Mullin also pitched a pressure lever aimed directly at Democrats.

He tied it to taxes and timing. He said it would only kick in if a shutdown starts.

“Democrats hate tax cuts, so to keep them from allowing it to go to a shutdown, then say, if we go into a shutdown, and a nuclear option goes into place, for that fiscal year, the American people, across the board, all tax brackets, 3% tax break, just for that one year. And the second thing is, if it happens, then it would automatically re-open in a CR for a period of time,” Sen. Markwayne Mullin said.

The message is blunt: avoid a shutdown or watch taxes drop.

Republicans argue that incentive would make brinkmanship far less appealing. Voters would see immediate relief while Washington fixes the rest.

Mullin emphasized why keeping the filibuster matters to conservatives.

He pointed to past fights where it shaped outcomes. He noted it blocked court-packing plans and sweeping expansions of federal programs.

His “nuclear” concept is different from ending debate rules.

It is a contingency switch, not a permanent rewrite. It would only operate inside a funding lapse.

The proposal also claims to reopen most of government quickly.

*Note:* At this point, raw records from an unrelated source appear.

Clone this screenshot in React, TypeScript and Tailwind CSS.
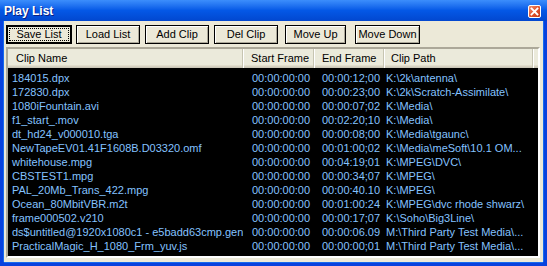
import React from 'react';

type Clip = {
  name: string;
  start: string;
  end: string;
  path: string;
};

const clips: Clip[] = [
  { name: '184015.dpx', start: '00:00:00:00', end: '00:00:12;00', path: 'K:\\2k\\antenna\\' },
  { name: '172830.dpx', start: '00:00:00:00', end: '00:00:23;00', path: 'K:\\2k\\Scratch-Assimilate\\' },
  { name: '1080iFountain.avi', start: '00:00:00:00', end: '00:00:07;02', path: 'K:\\Media\\' },
  { name: 'f1_start_.mov', start: '00:00:00:00', end: '00:02:20;10', path: 'K:\\Media\\' },
  { name: 'dt_hd24_v000010.tga', start: '00:00:00:00', end: '00:00:08;00', path: 'K:\\Media\\tgaunc\\' },
  { name: 'NewTapeEV01.41F1608B.D03320.omf', start: '00:00:00:00', end: '00:01:00;02', path: 'K:\\Media\\meSoft\\10.1 OM...' },
  { name: 'whitehouse.mpg', start: '00:00:00:00', end: '00:04:19;01', path: 'K:\\MPEG\\DVC\\' },
  { name: 'CBSTEST1.mpg', start: '00:00:00:00', end: '00:00:34;07', path: 'K:\\MPEG\\' },
  { name: 'PAL_20Mb_Trans_422.mpg', start: '00:00:00:00', end: '00:00:40.10', path: 'K:\\MPEG\\' },
  { name: 'Ocean_80MbitVBR.m2t', start: '00:00:00:00', end: '00:01:00:24', path: 'K:\\MPEG\\dvc rhode shwarz\\' },
  { name: 'frame000502.v210', start: '00:00:00:00', end: '00:00:17;07', path: 'K:\\Soho\\Big3Line\\' },
  { name: 'ds$untitled@1920x1080c1 - e5badd63cmp.gen', start: '00:00:00:00', end: '00:00:06.09', path: 'M:\\Third Party Test Media\\...' },
  { name: 'PracticalMagic_H_1080_Frm_yuv.js', start: '00:00:00:00', end: '00:00:00;01', path: 'M:\\Third Party Test Media\\...' },
];

const buttons = [
  { label: 'Save List', cls: 'ml-[2px] w-[66px]', focused: true },
  { label: 'Load List', cls: 'ml-[4px] w-[64px]' },
  { label: 'Add Clip', cls: 'ml-[5px] w-[64px]' },
  { label: 'Del Clip', cls: 'ml-[5px] w-[64px]' },
  { label: 'Move Up', cls: 'ml-[7px] w-[61px]' },
  { label: 'Move Down', cls: 'ml-[9px] w-[65px]' },
];

function HeaderCell({ label, cls }: { label: string; cls: string }) {
  return (
    <div className={`h-full flex items-center border-r border-[#c7c5b2] shadow-[1px_0_0_#ffffff] ${cls}`}>
      {label}
    </div>
  );
}

export default function App() {
  return (
    <div
      className="w-[547px] h-[266px] flex flex-col bg-[#0842de] text-[11px] leading-none"
      style={{ fontFamily: '"Liberation Sans", Arial, sans-serif' }}
    >
      {/* caption */}
      <div className="h-[21px] flex items-center justify-between pl-[4px] pr-[6px] bg-gradient-to-b from-[#3c8efc] via-[#0458e6] to-[#0247cf]">
        <span className="text-white font-bold text-[12px] [text-shadow:1px_1px_#0a1e80]">Play List</span>
        <div className="w-[13px] h-[13px] mt-[1px] rounded-[2px] border border-white bg-gradient-to-br from-[#f08c6a] via-[#e2562f] to-[#c23a12] flex items-center justify-center">
          <svg width="9" height="9" viewBox="0 0 9 9">
            <path d="M1.5 1.5 L7.5 7.5 M7.5 1.5 L1.5 7.5" stroke="white" strokeWidth="1.8" strokeLinecap="square" />
          </svg>
        </div>
      </div>

      {/* client */}
      <div className="flex-1 ml-[4px] mr-[4px] mb-[4px] bg-[#ece9d8] flex flex-col shadow-[-1px_0_#166aee,1px_0_#166aee,0_1px_#166aee]">
        <div className="flex mt-[4px] h-[19px]">
          {buttons.map((b) => (
            <div
              key={b.label}
              className={`h-full flex items-center justify-center bg-[#ece9d8] text-black ${b.cls} ${
                b.focused
                  ? 'border-2 border-black p-[1px]'
                  : 'border border-black shadow-[inset_1px_1px_#ffffff,inset_-1px_-1px_#aca899]'
              }`}
            >
              {b.focused ? (
                <span className="w-full h-full flex items-center justify-center border border-dotted border-black">
                  {b.label}
                </span>
              ) : (
                b.label
              )}
            </div>
          ))}
        </div>

        {/* list view */}
        <div className="flex-1 mt-[3px] ml-[2px] mr-[3px] mb-[4px] border-2 border-t-[#aca899] border-l-[#aca899] border-b-[#ffffff] border-r-[#ffffff] flex flex-col bg-black">
          <div className="h-[19px] flex bg-[#ebeadb] text-black shadow-[inset_0_-1px_#cbc7b8,inset_0_-2px_#d6d2c2,inset_0_-3px_#e2decd]">
            <HeaderCell label="Clip Name" cls="w-[235px] pl-[8px]" />
            <HeaderCell label="Start Frame" cls="w-[71px] pl-[8px]" />
            <HeaderCell label="End Frame" cls="w-[70px] pl-[8px]" />
            <HeaderCell label="Clip Path" cls="w-[149px] pl-[7px]" />
            <div className="flex-1" />
          </div>
          <div className="flex-1 pt-[3px] text-[#84c2ff]">
            {clips.map((c) => (
              <div key={c.name} className="h-[14px] flex items-center whitespace-nowrap">
                <div className="w-[235px] pl-[4px] overflow-hidden">{c.name}</div>
                <div className="w-[71px] pl-[9px]">{c.start}</div>
                <div className="w-[70px] pl-[8px]">{c.end}</div>
                <div className="w-[149px] pl-[2px] overflow-hidden">{c.path}</div>
              </div>
            ))}
          </div>
        </div>
      </div>
    </div>
  );
}
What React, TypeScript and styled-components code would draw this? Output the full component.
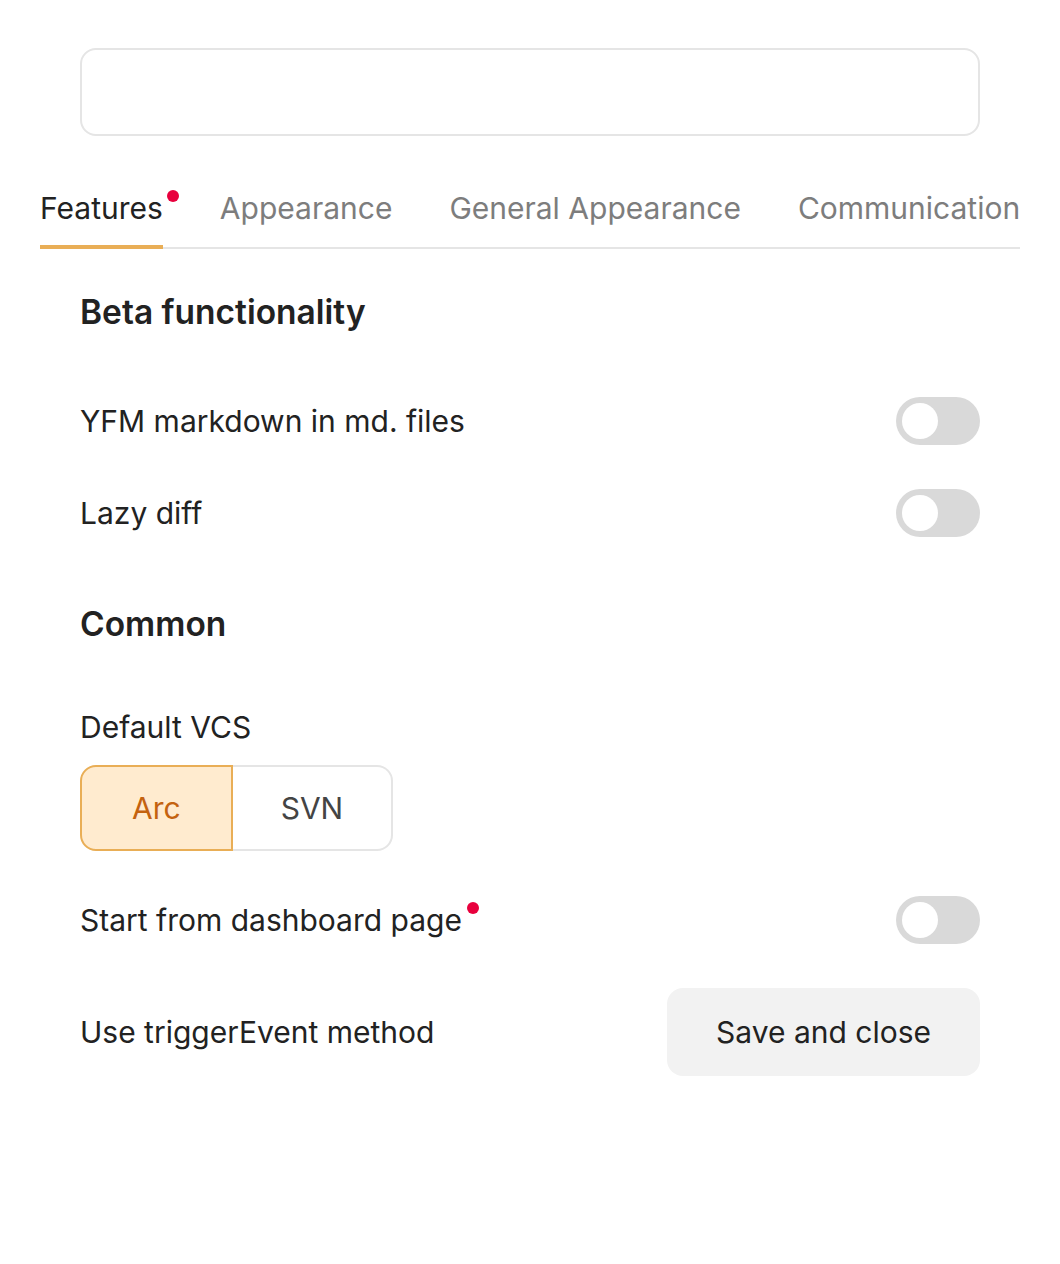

He estimated roughly four-fifths would restart under a CR. The remaining portion would stay closed to keep pressure on negotiators.

Supporters see a two-track payoff.

First, military pay and essential services continue. Second, taxpayers get a one-year, across-the-board 3% cut if gridlock triggers the switch.

Skeptics will question mechanics and vote math.

They will ask how fast a CR moves and who defines “essential.” They will examine whether both chambers would accept the architecture as written.

Mullin’s interview signaled urgency as the shutdown drags on.

Republicans want leverage without surrendering the Senate’s guardrails. They want Democrats to feel the cost of delay.

For families, the bottom line is simple.

Keep the country running, or face a built-in tax cut and a partial reopening that sidelines non-essentials while talks continue. That is the choice Mullin put on the table.